§ **Stored records**:
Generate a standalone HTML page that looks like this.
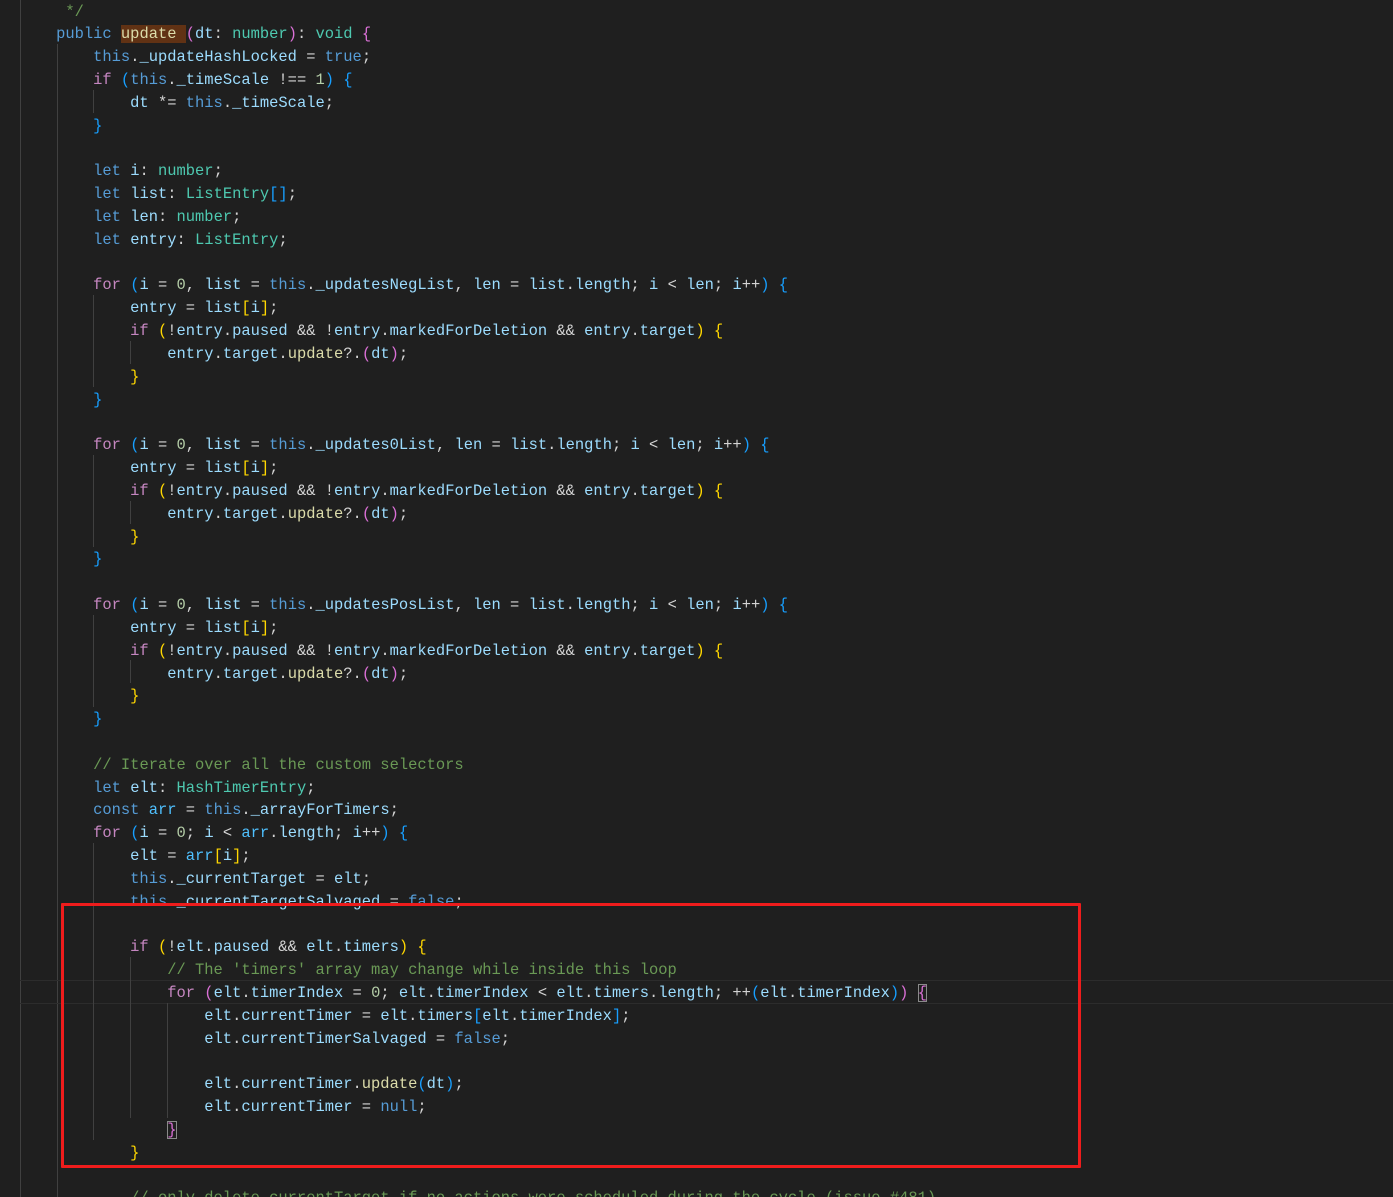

* * *

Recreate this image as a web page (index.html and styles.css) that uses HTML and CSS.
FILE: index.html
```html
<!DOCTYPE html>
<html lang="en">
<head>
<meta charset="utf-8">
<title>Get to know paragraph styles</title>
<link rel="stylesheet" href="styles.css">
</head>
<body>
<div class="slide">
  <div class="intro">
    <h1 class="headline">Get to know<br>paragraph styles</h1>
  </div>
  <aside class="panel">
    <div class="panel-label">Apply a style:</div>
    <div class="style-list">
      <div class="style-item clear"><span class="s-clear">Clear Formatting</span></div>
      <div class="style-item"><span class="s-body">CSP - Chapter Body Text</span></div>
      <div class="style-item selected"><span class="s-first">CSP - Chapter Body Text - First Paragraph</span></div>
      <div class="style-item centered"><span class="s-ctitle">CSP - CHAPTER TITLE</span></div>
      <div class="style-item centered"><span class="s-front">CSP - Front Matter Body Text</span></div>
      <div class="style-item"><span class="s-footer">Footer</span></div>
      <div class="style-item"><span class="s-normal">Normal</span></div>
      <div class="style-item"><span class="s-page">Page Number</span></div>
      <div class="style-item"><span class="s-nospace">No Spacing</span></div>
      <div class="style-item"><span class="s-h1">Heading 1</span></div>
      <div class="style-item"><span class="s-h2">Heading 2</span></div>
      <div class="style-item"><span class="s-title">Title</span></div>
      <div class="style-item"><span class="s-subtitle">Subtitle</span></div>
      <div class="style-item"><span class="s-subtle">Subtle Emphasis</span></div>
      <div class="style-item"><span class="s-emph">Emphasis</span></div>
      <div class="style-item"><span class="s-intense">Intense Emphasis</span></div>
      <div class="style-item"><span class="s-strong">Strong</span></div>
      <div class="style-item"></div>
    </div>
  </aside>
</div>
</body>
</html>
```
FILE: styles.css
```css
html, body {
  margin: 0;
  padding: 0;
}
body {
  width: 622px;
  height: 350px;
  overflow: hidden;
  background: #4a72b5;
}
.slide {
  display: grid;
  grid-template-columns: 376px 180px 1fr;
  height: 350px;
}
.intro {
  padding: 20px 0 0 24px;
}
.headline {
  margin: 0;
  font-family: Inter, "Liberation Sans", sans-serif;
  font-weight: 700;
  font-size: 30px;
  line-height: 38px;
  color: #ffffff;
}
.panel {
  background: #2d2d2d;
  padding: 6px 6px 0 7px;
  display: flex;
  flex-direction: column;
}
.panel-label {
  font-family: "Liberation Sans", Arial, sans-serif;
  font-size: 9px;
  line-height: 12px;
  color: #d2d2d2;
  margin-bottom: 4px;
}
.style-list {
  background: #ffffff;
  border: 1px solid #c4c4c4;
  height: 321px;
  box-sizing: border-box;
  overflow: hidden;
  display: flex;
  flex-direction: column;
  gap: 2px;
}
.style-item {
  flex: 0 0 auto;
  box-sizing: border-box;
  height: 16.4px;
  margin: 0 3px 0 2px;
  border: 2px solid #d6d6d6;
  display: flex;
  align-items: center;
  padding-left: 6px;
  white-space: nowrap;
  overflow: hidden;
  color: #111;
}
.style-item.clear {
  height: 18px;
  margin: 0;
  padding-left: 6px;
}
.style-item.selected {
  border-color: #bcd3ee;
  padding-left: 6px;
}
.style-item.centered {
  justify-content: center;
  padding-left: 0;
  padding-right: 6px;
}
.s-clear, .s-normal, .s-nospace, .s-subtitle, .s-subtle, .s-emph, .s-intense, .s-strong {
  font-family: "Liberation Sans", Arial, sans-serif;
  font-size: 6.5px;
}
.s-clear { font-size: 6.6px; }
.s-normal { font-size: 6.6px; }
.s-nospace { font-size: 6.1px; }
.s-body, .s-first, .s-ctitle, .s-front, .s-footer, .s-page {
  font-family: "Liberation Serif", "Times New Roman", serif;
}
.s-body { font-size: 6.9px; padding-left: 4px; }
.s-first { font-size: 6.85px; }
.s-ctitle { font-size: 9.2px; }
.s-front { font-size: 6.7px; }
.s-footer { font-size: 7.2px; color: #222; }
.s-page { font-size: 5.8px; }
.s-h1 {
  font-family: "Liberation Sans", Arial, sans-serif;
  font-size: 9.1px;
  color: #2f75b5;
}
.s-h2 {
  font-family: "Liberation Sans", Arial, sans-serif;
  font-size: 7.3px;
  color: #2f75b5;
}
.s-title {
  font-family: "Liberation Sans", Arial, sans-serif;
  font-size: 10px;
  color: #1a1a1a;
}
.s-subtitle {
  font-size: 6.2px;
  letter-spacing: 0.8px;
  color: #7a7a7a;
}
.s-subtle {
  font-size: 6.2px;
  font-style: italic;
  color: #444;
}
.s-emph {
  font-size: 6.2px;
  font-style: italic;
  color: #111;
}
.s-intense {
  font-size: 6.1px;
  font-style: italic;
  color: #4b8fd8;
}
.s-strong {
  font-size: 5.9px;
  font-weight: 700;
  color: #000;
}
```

§ **Exercise description**:
Reproduce each line of the entries in which the word "this" is found.

§ **Final answer**:
Generate a standalone HTML page that looks like this.
Recreate this image as a web page (index.html and styles.css) that uses HTML and CSS.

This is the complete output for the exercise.